EDITORIALS

It’s time to borrow to invest in Maine

Standing by the ballot box, ward clerk Charlie Rich watches as voters at the Abraham Lincoln School in Bangor prepare to cast their votes on the proposed racino in the city and state bond issues in June 2003.
Linda Coan O'Kresik | BDN
Standing by the ballot box, ward clerk Charlie Rich watches as voters at the Abraham Lincoln School in Bangor prepare to cast their votes on the proposed racino in the city and state bond issues in June 2003. Buy Photo
Posted April 06, 2012, at 3:47 p.m.

No state borrowing was put before voters last year, a rare occurrence indeed. But then, Republicans winning control of the Maine House of Representatives, Senate and Blaine House also is a rare occurrence.

As the Legislature nears the finish line of this session, Democrats are putting bonds back on the table. Republicans should give serious consideration to approving the borrowing plan, which focuses on boosting and sustaining the economy.

Despite the likely hue and cry against bonding — the phrase “you can’t borrow your way to prosperity” is sure to be a refrain — Democrats are right in returning to this mechanism of paying for big-ticket items for several reasons. First among them is the clear need for investment in several key areas; such investment has been impossible in the last several years as the Legislature has scrambled to keep the budget balanced.

Rep. Emily Cain, the Democrats’ leader in the House, outlines five key areas where bond funding should be directed. They are roads, bridges and rail; research and development; educational infrastructure; water and wastewater treatment; and land conservation. These are areas that Maine voters have agreed to borrow and fund before, so they are likely to embrace such spending again.

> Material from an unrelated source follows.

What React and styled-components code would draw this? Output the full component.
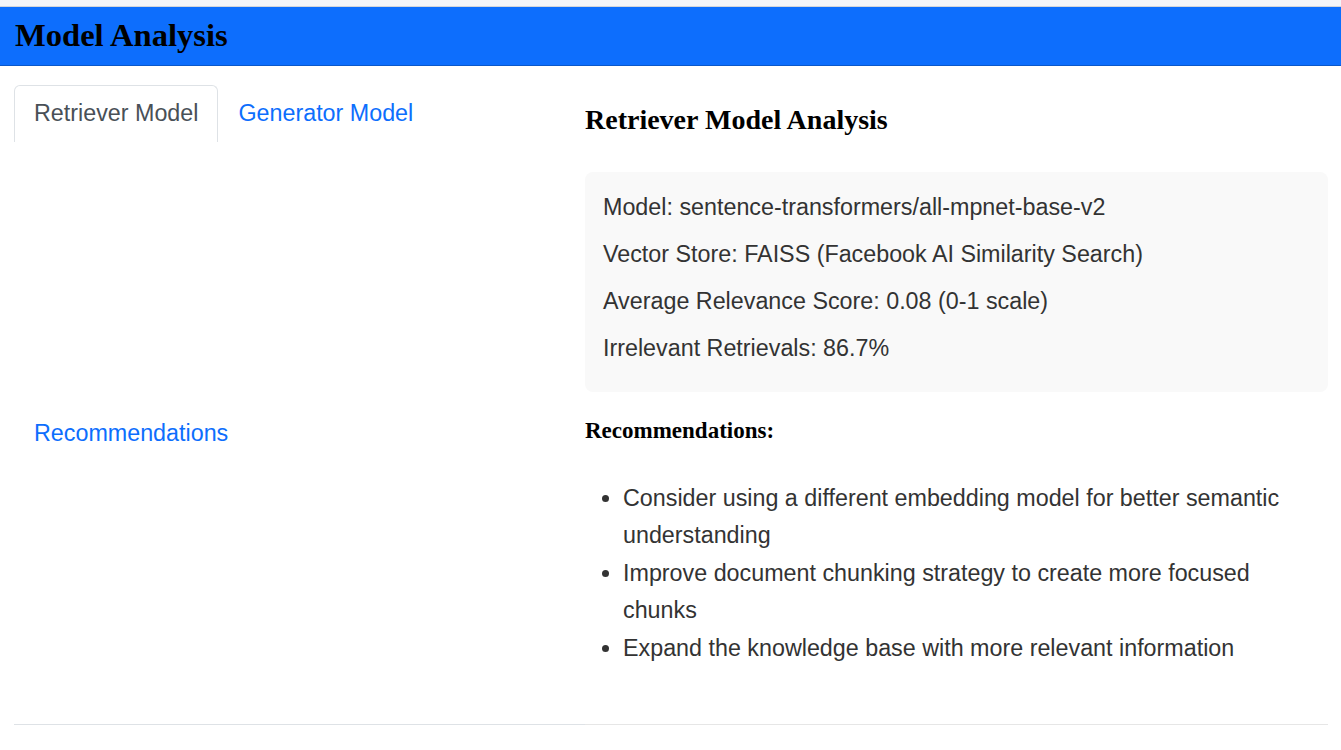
import React from "react";
import styled, { createGlobalStyle } from "styled-components";

const Global = createGlobalStyle`
  html, body { margin: 0; padding: 0; background: #fff; }
  body { font-family: "Liberation Sans", Arial, sans-serif; color: #333; }
  * { box-sizing: border-box; }
`;

const TopStrip = styled.div`
  height: 7px;
  background: #f4f5f9;
  border-bottom: 1px solid #d3d5da;
`;

const Header = styled.header`
  height: 59px;
  background: #0d6efd;
  border-bottom: 1px solid #0a58ca;
  display: flex;
  align-items: center;
  padding: 0 15px;
`;

const Title = styled.h1`
  margin: 0;
  font-family: "Liberation Serif", "Times New Roman", serif;
  font-weight: 700;
  font-size: 32.6px;
  line-height: 1.15;
  color: #000;
`;

const Body = styled.main`
  display: grid;
  grid-template-columns: 571px 1fr;
  padding: 19px 13px 0 14px;
  align-items: stretch;
`;

const Nav = styled.ul`
  list-style: none;
  margin: 0;
  padding: 0;
  display: flex;
  flex-wrap: wrap;
  border-bottom: 1px solid #dee2e6;
`;

const NavItem = styled.li`
  display: block;
`;

const NavLink = styled.a`
  display: block;
  padding: 13px 19px 15px;
  font-size: 23.3px;
  line-height: 28px;
  text-decoration: none;
  cursor: pointer;
  border: 1px solid ${(p) => (p.$active ? "#dee2e6" : "transparent")};
  border-bottom: none;
  border-top-left-radius: 6px;
  border-top-right-radius: 6px;
  color: ${(p) => (p.$active ? "#495057" : "#0d6efd")};
  background: #fff;
`;

const Content = styled.section`
  padding: 0 0 57px 0;
  border-bottom: 1px solid #e6e6e6;
`;

const SectionTitle = styled.h3`
  margin: 18px 0 35px;
  font-family: "Liberation Serif", "Times New Roman", serif;
  font-weight: 700;
  font-size: 28px;
  line-height: 33.6px;
  color: #000;
`;

const InfoBox = styled.div`
  background: #f9f9f9;
  border-radius: 8px;
  padding: 18.6px 18px 13.4px;
`;

const InfoLine = styled.p`
  margin: 0 0 12.2px;
  font-size: 23.3px;
  line-height: 34.8px;
  color: #333;
`;

const SubTitle = styled.h4`
  margin: 25px 0 35.5px;
  font-family: "Liberation Serif", "Times New Roman", serif;
  font-weight: 700;
  font-size: 23px;
  line-height: 27.6px;
  color: #000;
`;

const List = styled.ul`
  margin: 0;
  padding: 0 20px 0 38px;
`;

const ListItem = styled.li`
  font-size: 23.3px;
  line-height: 37.5px;
  color: #333;
`;

const tabs = [
  { label: "Retriever Model", active: true },
  { label: "Generator Model" },
  { label: "Recommendations" },
];

const info = [
  "Model: sentence-transformers/all-mpnet-base-v2",
  "Vector Store: FAISS (Facebook AI Similarity Search)",
  "Average Relevance Score: 0.08 (0-1 scale)",
  "Irrelevant Retrievals: 86.7%",
];

const recs = [
  "Consider using a different embedding model for better semantic understanding",
  "Improve document chunking strategy to create more focused chunks",
  "Expand the knowledge base with more relevant information",
];

export default function App() {
  return (
    <>
      <Global />
      <TopStrip />
      <Header>
        <Title>Model Analysis</Title>
      </Header>
      <Body>
        <Nav>
          {tabs.map((t) => (
            <NavItem key={t.label}>
              <NavLink $active={t.active}>{t.label}</NavLink>
            </NavItem>
          ))}
        </Nav>
        <Content>
          <SectionTitle>Retriever Model Analysis</SectionTitle>
          <InfoBox>
            {info.map((l) => (
              <InfoLine key={l}>{l}</InfoLine>
            ))}
          </InfoBox>
          <SubTitle>Recommendations:</SubTitle>
          <List>
            {recs.map((r) => (
              <ListItem key={r}>{r}</ListItem>
            ))}
          </List>
        </Content>
      </Body>
    </>
  );
}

Making the case for the road and bridge work is easy, Rep. Cain says. She’s right. Bond funding would not be applied to some new sexy projects, but rather to the Department of Transportation’s existing work plans. The state is behind on many of those projects, as anyone who travels Maine roads knows. Railroad improvement also would get some funding. Transportation bond spending produces jobs quickly.

A better way to support research and development has emerged in recent years. The Maine Technology Asset Fund was created to field grant requests. The fund needs to be replenished. Winning applications are those that join public, private and educational endeavors. And endeavors that boost business and create jobs also get high marks. This is investment that will see returns over the next decade, helping Maine turn the corner from relying on low-tech jobs toward jobs in biotech, marine science, innovative agriculture, composites and energy.

The educational infrastructure bond would pay for new or improved classrooms and labs in the state university system. This is part of the state’s recognition of the importance of focusing on STEM education: science, technology, engineering and mathematics. Giving lip service to the importance of these disciplines is not enough; we must provide the tools to teach them.

Water quality and wastewater treatment bond funds help municipalities upgrade or expand these essential facilities. Often, upgrades allow new commercial or residential development in a community, so in addition to providing for public health, spending in this area is a way to help the local economy.

Finally, the Land for Maine Future fund would be replenished with bond money. In recent years, the fund has paid to preserve working waterfront property and farms. All of what the program does enhances Maine’s quality of place, which is essential to our future.

Interest rates remain at historic lows, so the time is right to bond, even if the total borrowing is in the $100-million-plus range. The state treasurer is likely to predict that Maine’s bond rating will plummet, interest rates will rise and the sky will fall if bonds are put on the ballot. But voters will have the final say.

Rep. Cain notes that Maine typically bonds for 10 years, not 20 or 30 as other states do. The rule of thumb in Augusta is that payment for bonds — past and present — should not exceed 5 percent of General Fund spending. This group of bonds would remain in that range, she said.

Republicans in the Legislature should tweak the spending plans as needed, but prepare to support them. It’s time to return to investing in our future.